Maybe this should’ve been expected. With these teams and this year’s NFC East, nothing is conventional.

Washington (1-5) and the Giants will both be only one game back of first place in the division if the Dallas Cowboys lose to the Arizona Cardinals on Monday night.

The win wasn’t pretty for the Giants. They squandered an early 13-3 lead and made some head-scratching plays throughout, including a costly interception thrown in the end zone late in the third quarter by Jones.

Jones now has committed at least one turnover in 17 of 18 career starts. He did throw his first touchdown pass — 23 yards to Darius Slayton in the first quarter — since Week 1.

But it was the Giants’ defense that made the key play late in this one.
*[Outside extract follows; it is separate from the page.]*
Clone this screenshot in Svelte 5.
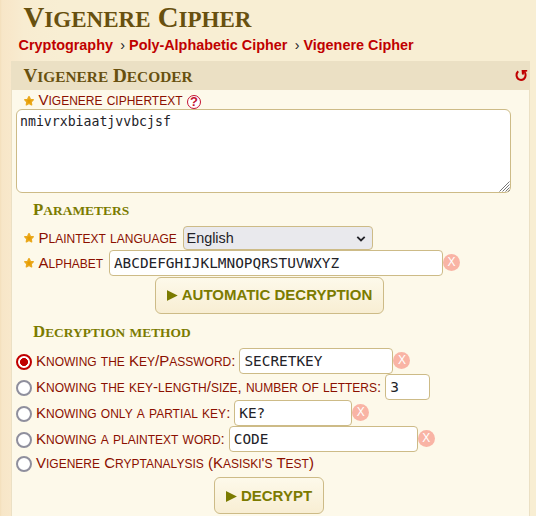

Kyler Fackrell sacked Allen and rookie Tae Crowder returned it 43 yards for a score to give the Giants the lead for good with 3:29 remaining. On this day, Mr. Irrelevant was relevant. Crowder was the final pick in this year’s draft.

With the Giants’ win, only the New York Jets remained winless entering Sunday’s late afternoon games.

It took six weeks, but this was exactly what Judge needed to give his program some validation. Judge said he was proud of his team and happy they got to see tangible results from their hard work.

“We finally got our win,” Giants defensive lineman Leonard Williams said. “We’ve been working hard and finally got to see some of the fruits to our labor. It was obviously an ugly win though.”

The two teams combined for just 577 yards and three turnovers. Washington dropped its fifth straight.